08.30.2011

Data Management Challenges Ensue

08.30.2011
Terry Flanagan

Regulatory change ups the demand for real-time reference data.

The advent of company ID tags heralds a wave of data management challenges for financial firms, which in turn is upping the demand for enterprise data management (EDM) technology.

FinReg established the Office of Financial Research (OFR), a division of the U.S. Treasury that’s charged with collecting data to support the Financial Stability Oversight Council.

The OFR is standardizing the manner in which parties to financial contracts are identified in the data it collects on behalf of the FSOC, including the Legal Entity Identifier (LEI) and institutional arrangements for issuing and maintaining identifiers and associated reference data.

“Regulatory focus on data, with initiatives such as the Office of Financial Research (OFR) in the U.S., will make more financial institutions to look at data as an important resource to be managed and analyzed as a part of institutional governance, and not just as an adhoc consequence of implementing one system or another,” Brian Sentance, CEO of Xenomorph, told Markets Media.

OTC reforms will dramatically hike operational costs for market participants, leading them to streamline their derivatives operations.

The implementation costs of compliance are likely to be significant, as are many of the ongoing costs of the new processes imposed by the regulatory rulings, such as clearing and trade reporting.

Dodd Frank in the U.S. and EMIR in Europe will dictate a new regulatory landscape for derivatives, forcing trading venues to comply with new rules and regulations for pre-trade, trade and post-trade requirements. This will include the central clearing of a number of in-scope OTC derivatives instruments.

In this environment, firms will need to manage in real time connections to multiple trading venues, clearinghouses and trade repositories, for all asset classes.

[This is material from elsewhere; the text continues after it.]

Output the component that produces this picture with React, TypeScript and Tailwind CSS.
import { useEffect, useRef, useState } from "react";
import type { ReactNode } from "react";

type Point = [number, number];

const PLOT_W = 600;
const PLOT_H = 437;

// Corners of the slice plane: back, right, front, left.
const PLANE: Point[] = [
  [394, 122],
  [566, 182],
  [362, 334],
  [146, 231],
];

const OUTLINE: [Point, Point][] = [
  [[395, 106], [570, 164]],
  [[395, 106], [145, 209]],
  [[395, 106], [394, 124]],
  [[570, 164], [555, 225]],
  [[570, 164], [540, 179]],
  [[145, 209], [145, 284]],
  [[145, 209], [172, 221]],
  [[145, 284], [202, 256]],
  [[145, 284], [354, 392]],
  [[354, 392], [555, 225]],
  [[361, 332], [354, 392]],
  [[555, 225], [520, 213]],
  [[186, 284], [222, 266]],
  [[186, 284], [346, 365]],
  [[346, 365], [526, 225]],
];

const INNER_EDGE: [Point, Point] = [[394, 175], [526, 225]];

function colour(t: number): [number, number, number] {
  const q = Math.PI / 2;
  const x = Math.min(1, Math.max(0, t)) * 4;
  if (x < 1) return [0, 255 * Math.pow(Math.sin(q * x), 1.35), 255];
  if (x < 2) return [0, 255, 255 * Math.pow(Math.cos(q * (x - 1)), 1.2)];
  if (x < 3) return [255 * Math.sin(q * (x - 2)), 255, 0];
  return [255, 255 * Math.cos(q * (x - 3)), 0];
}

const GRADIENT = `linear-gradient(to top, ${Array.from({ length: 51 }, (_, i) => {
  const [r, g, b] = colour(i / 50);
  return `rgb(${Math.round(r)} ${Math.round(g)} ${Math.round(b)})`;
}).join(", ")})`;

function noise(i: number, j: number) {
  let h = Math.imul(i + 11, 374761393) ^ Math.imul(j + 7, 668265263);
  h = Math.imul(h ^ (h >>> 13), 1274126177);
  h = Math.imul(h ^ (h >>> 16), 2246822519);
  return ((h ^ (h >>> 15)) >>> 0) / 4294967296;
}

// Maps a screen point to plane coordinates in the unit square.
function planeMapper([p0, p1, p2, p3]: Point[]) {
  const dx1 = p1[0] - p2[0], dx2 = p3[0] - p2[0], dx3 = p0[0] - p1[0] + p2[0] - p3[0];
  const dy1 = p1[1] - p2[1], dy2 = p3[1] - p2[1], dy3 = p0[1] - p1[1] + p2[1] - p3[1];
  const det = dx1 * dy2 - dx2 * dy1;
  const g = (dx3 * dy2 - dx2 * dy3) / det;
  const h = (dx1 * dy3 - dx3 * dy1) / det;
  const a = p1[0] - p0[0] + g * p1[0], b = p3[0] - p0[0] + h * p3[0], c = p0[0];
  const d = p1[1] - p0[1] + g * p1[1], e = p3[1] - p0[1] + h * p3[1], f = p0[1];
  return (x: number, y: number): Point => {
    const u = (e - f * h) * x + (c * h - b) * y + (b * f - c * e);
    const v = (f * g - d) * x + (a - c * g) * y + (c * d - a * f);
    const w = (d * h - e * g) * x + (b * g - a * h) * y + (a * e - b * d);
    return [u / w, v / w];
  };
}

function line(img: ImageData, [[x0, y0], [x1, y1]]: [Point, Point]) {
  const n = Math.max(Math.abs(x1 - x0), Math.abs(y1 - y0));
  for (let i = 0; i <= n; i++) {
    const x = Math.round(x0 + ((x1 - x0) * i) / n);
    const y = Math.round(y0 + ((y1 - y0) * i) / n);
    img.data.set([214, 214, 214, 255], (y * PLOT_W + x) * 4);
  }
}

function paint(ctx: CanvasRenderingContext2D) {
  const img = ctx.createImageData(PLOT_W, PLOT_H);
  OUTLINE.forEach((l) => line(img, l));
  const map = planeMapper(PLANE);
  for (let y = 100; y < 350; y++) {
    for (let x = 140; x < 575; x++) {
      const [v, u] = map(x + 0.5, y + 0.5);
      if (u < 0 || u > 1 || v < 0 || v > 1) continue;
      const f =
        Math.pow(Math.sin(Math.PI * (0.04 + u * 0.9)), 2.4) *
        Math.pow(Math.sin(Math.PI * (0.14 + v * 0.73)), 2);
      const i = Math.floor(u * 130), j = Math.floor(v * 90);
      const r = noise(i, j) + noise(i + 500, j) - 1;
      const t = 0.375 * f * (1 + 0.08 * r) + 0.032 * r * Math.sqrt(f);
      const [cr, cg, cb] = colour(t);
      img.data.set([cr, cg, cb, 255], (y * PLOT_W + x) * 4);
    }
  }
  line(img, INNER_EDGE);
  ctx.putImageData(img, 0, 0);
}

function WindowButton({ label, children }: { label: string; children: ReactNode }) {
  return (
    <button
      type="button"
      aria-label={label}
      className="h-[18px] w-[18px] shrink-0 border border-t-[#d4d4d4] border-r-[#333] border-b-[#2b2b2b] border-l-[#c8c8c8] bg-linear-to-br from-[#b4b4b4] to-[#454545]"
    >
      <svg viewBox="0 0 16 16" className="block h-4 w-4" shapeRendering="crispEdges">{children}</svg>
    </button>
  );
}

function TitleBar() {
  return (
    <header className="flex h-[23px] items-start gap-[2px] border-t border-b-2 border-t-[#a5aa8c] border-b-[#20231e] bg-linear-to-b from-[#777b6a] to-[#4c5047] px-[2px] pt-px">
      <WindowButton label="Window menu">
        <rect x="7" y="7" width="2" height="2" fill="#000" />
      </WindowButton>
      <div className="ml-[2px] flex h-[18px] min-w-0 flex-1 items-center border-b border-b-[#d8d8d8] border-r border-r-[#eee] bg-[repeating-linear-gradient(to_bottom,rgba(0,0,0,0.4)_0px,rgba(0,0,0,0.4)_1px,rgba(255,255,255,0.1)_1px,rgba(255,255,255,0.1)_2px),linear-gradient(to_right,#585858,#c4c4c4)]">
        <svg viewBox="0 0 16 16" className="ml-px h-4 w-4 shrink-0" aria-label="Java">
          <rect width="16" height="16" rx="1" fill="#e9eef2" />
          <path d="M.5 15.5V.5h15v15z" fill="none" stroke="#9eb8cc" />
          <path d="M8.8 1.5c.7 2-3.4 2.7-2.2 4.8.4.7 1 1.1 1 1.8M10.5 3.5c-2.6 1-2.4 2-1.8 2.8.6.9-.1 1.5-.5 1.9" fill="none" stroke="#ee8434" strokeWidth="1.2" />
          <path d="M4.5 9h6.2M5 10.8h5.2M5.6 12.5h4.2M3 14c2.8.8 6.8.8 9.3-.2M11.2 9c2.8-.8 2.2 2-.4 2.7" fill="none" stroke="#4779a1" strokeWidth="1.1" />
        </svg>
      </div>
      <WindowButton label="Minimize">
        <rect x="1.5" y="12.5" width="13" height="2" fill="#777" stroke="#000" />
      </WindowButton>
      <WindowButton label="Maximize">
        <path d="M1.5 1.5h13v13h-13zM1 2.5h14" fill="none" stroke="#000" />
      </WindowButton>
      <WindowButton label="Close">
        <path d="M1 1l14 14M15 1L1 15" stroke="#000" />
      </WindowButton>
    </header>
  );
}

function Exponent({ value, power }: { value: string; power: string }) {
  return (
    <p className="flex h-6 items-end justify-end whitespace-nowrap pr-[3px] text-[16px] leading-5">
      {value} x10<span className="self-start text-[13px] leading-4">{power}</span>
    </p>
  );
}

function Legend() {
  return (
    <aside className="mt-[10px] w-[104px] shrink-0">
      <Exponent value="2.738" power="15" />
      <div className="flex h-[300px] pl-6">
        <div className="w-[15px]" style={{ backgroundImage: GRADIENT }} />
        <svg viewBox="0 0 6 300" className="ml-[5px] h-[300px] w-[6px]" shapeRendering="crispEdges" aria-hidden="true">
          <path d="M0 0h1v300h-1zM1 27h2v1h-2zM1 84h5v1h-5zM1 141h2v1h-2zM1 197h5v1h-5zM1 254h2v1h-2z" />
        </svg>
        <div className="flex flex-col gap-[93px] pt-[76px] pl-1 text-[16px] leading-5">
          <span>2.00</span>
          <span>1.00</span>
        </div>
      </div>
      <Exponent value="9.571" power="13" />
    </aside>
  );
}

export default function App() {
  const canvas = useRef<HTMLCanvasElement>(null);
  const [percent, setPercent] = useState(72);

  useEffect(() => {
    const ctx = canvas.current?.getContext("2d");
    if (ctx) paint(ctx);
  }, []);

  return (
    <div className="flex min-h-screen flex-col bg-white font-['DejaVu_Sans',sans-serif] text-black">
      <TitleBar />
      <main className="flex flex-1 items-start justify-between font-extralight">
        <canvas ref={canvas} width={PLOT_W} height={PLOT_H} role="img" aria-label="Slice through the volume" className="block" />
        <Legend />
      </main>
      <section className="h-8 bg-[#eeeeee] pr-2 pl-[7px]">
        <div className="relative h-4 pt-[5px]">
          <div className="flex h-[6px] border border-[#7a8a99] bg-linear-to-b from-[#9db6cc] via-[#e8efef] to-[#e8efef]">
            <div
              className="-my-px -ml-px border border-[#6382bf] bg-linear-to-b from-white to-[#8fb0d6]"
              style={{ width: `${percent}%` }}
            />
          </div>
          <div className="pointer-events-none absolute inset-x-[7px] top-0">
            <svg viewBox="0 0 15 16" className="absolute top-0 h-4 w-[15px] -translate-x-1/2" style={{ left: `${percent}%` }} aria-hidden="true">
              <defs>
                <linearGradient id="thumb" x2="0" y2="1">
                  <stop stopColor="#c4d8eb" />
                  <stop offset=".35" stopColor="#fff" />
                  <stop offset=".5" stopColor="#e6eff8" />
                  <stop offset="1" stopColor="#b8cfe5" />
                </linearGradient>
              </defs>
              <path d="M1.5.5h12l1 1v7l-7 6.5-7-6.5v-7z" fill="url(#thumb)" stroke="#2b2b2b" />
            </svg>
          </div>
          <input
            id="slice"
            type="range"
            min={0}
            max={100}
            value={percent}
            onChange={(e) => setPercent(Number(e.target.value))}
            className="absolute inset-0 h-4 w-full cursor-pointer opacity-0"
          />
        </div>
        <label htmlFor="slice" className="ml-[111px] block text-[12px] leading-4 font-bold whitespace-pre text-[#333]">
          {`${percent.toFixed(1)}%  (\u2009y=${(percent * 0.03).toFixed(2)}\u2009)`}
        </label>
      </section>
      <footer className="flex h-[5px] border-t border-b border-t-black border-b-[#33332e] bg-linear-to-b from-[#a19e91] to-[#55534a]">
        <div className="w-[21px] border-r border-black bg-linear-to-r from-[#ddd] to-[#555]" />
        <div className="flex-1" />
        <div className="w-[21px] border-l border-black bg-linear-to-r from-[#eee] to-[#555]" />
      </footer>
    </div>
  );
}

Counterparty exposure needs to be properly aggregated across multiple legal entities and the current absence of a single source to provide cross-referenced data makes this a complex procedure. Further reporting requirements from the OFR are anticipated as upcoming regulations are finalized, which will drive further demand in this area.

By combining securities, customer/counterparty and position/transaction data into a single linked data store, enterprise data management  helps organizations determine enterprise risk.

With the advent of real-time oversight and surveillance, real-time security master copies become even more important. Firms need the ability to on a real time basis accept requests for security master information from trading, immediately retrieve that data from data vendors and make it available for enterprise usage all on an interactive basis.

Without this real time security master component the consistency and completeness of the data reported real time cannot be ensured.